▼

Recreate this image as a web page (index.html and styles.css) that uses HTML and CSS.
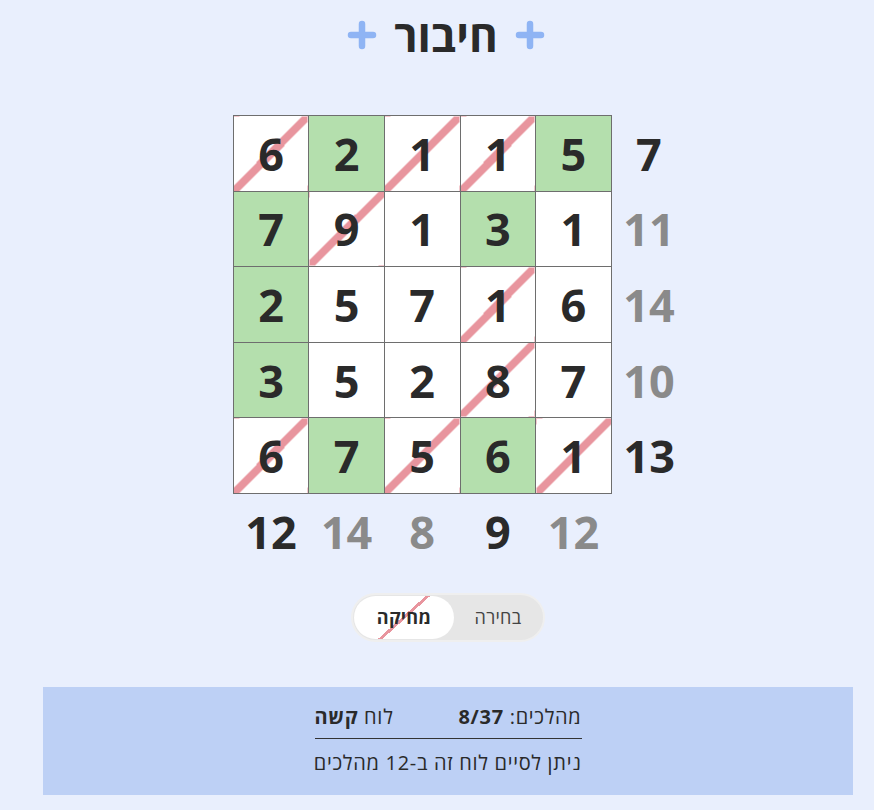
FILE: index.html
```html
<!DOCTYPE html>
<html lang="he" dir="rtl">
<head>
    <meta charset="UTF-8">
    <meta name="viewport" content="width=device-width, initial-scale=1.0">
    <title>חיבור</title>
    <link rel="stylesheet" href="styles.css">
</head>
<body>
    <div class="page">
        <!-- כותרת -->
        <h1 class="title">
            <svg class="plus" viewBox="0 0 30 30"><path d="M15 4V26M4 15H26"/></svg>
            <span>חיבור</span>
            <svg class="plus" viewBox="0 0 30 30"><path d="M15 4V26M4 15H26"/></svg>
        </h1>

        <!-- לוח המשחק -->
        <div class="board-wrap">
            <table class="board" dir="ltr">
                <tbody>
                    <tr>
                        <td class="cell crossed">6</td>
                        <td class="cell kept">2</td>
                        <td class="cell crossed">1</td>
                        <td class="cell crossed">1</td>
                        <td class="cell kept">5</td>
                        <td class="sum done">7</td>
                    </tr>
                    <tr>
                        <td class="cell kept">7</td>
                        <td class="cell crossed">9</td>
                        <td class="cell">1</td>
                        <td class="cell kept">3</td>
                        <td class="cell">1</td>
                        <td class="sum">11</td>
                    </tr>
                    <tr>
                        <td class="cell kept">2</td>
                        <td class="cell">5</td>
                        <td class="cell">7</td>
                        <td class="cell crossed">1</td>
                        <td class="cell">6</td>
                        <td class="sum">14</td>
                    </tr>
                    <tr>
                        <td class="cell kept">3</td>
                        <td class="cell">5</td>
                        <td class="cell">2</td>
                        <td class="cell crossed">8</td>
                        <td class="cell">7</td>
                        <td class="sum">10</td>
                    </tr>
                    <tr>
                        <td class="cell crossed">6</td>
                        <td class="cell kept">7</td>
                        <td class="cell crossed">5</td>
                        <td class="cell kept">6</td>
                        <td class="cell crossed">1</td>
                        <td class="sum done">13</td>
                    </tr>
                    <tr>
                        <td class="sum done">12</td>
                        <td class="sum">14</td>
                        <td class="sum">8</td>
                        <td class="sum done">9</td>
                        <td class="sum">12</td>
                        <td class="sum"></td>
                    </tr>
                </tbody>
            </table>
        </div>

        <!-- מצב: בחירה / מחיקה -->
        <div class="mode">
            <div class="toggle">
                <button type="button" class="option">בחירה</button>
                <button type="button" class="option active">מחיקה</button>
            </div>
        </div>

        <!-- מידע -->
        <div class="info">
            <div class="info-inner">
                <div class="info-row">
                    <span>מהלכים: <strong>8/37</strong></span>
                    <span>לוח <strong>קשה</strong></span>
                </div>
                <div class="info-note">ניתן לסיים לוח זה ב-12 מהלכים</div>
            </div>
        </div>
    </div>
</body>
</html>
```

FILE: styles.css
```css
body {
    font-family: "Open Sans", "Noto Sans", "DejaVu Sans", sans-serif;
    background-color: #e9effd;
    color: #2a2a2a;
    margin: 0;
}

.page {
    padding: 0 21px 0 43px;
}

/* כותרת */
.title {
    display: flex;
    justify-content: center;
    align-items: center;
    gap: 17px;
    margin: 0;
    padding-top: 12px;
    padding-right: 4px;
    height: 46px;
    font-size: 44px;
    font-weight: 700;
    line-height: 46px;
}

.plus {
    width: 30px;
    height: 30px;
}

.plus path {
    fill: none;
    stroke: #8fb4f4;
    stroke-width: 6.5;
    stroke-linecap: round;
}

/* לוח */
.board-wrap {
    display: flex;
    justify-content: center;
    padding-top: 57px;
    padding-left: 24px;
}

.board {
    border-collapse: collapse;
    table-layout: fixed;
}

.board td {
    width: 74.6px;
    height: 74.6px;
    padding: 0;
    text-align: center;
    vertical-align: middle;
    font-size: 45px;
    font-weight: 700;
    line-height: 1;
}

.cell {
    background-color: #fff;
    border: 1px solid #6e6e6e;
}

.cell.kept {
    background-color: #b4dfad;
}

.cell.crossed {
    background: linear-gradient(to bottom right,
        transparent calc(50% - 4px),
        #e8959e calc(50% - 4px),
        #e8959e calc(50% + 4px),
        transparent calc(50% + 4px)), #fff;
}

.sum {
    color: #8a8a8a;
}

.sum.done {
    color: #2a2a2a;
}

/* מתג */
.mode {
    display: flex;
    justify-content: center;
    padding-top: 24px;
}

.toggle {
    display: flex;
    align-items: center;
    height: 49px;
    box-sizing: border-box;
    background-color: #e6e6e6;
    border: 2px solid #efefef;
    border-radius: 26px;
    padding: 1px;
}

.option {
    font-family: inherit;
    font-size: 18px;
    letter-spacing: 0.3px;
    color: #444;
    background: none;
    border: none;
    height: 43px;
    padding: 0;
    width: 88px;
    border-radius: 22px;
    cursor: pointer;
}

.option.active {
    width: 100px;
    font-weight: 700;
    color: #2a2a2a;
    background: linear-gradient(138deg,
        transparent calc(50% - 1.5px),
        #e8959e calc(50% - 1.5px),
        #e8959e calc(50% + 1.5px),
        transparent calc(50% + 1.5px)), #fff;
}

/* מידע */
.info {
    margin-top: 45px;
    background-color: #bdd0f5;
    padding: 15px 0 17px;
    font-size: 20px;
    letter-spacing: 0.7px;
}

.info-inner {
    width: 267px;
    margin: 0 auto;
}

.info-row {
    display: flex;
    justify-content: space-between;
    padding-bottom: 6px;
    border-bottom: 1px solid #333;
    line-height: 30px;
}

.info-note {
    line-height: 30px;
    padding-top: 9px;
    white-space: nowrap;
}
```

▲

§ **GIVEN INSTRUCTION**
Transcribe all the lines above exactly, apart from the pictures.

§ **ANSWER TO THIS PROBLEM**
Recreate this image as a web page (index.html and styles.css) that uses HTML and CSS.
FILE: index.html
```html
<!DOCTYPE html>
<html lang="he" dir="rtl">
<head>
    <meta charset="UTF-8">
    <meta name="viewport" content="width=device-width, initial-scale=1.0">
    <title>חיבור</title>
    <link rel="stylesheet" href="styles.css">
</head>
<body>
    <div class="page">
        <!-- כותרת -->
        <h1 class="title">
            <svg class="plus" viewBox="0 0 30 30"><path d="M15 4V26M4 15H26"/></svg>
            <span>חיבור</span>
            <svg class="plus" viewBox="0 0 30 30"><path d="M15 4V26M4 15H26"/></svg>
        </h1>

        <!-- לוח המשחק -->
        <div class="board-wrap">
            <table class="board" dir="ltr">
                <tbody>
                    <tr>
                        <td class="cell crossed">6</td>
                        <td class="cell kept">2</td>
                        <td class="cell crossed">1</td>
                        <td class="cell crossed">1</td>
                        <td class="cell kept">5</td>
                        <td class="sum done">7</td>
                    </tr>
                    <tr>
                        <td class="cell kept">7</td>
                        <td class="cell crossed">9</td>
                        <td class="cell">1</td>
                        <td class="cell kept">3</td>
                        <td class="cell">1</td>
                        <td class="sum">11</td>
                    </tr>
                    <tr>
                        <td class="cell kept">2</td>
                        <td class="cell">5</td>
                        <td class="cell">7</td>
                        <td class="cell crossed">1</td>
                        <td class="cell">6</td>
                        <td class="sum">14</td>
                    </tr>
                    <tr>
                        <td class="cell kept">3</td>
                        <td class="cell">5</td>
                        <td class="cell">2</td>
                        <td class="cell crossed">8</td>
                        <td class="cell">7</td>
                        <td class="sum">10</td>
                    </tr>
                    <tr>
                        <td class="cell crossed">6</td>
                        <td class="cell kept">7</td>
                        <td class="cell crossed">5</td>
                        <td class="cell kept">6</td>
                        <td class="cell crossed">1</td>
                        <td class="sum done">13</td>
                    </tr>
                    <tr>
                        <td class="sum done">12</td>
                        <td class="sum">14</td>
                        <td class="sum">8</td>
                        <td class="sum done">9</td>
                        <td class="sum">12</td>
                        <td class="sum"></td>
                    </tr>
                </tbody>
            </table>
        </div>

        <!-- מצב: בחירה / מחיקה -->
        <div class="mode">
            <div class="toggle">
                <button type="button" class="option">בחירה</button>
                <button type="button" class="option active">מחיקה</button>
            </div>
        </div>

        <!-- מידע -->
        <div class="info">
            <div class="info-inner">
                <div class="info-row">
                    <span>מהלכים: <strong>8/37</strong></span>
                    <span>לוח <strong>קשה</strong></span>
                </div>
                <div class="info-note">ניתן לסיים לוח זה ב-12 מהלכים</div>
            </div>
        </div>
    </div>
</body>
</html>
```

FILE: styles.css
```css
body {
    font-family: "Open Sans", "Noto Sans", "DejaVu Sans", sans-serif;
    background-color: #e9effd;
    color: #2a2a2a;
    margin: 0;
}

.page {
    padding: 0 21px 0 43px;
}

/* כותרת */
.title {
    display: flex;
    justify-content: center;
    align-items: center;
    gap: 17px;
    margin: 0;
    padding-top: 12px;
    padding-right: 4px;
    height: 46px;
    font-size: 44px;
    font-weight: 700;
    line-height: 46px;
}

.plus {
    width: 30px;
    height: 30px;
}

.plus path {
    fill: none;
    stroke: #8fb4f4;
    stroke-width: 6.5;
    stroke-linecap: round;
}

/* לוח */
.board-wrap {
    display: flex;
    justify-content: center;
    padding-top: 57px;
    padding-left: 24px;
}

.board {
    border-collapse: collapse;
    table-layout: fixed;
}

.board td {
    width: 74.6px;
    height: 74.6px;
    padding: 0;
    text-align: center;
    vertical-align: middle;
    font-size: 45px;
    font-weight: 700;
    line-height: 1;
}

.cell {
    background-color: #fff;
    border: 1px solid #6e6e6e;
}

.cell.kept {
    background-color: #b4dfad;
}

.cell.crossed {
    background: linear-gradient(to bottom right,
        transparent calc(50% - 4px),
        #e8959e calc(50% - 4px),
        #e8959e calc(50% + 4px),
        transparent calc(50% + 4px)), #fff;
}

.sum {
    color: #8a8a8a;
}

.sum.done {
    color: #2a2a2a;
}

/* מתג */
.mode {
    display: flex;
    justify-content: center;
    padding-top: 24px;
}

.toggle {
    display: flex;
    align-items: center;
    height: 49px;
    box-sizing: border-box;
    background-color: #e6e6e6;
    border: 2px solid #efefef;
    border-radius: 26px;
    padding: 1px;
}

.option {
    font-family: inherit;
    font-size: 18px;
    letter-spacing: 0.3px;
    color: #444;
    background: none;
    border: none;
    height: 43px;
    padding: 0;
    width: 88px;
    border-radius: 22px;
    cursor: pointer;
}

.option.active {
    width: 100px;
    font-weight: 700;
    color: #2a2a2a;
    background: linear-gradient(138deg,
        transparent calc(50% - 1.5px),
        #e8959e calc(50% - 1.5px),
        #e8959e calc(50% + 1.5px),
        transparent calc(50% + 1.5px)), #fff;
}

/* מידע */
.info {
    margin-top: 45px;
    background-color: #bdd0f5;
    padding: 15px 0 17px;
    font-size: 20px;
    letter-spacing: 0.7px;
}

.info-inner {
    width: 267px;
    margin: 0 auto;
}

.info-row {
    display: flex;
    justify-content: space-between;
    padding-bottom: 6px;
    border-bottom: 1px solid #333;
    line-height: 30px;
}

.info-note {
    line-height: 30px;
    padding-top: 9px;
    white-space: nowrap;
}
```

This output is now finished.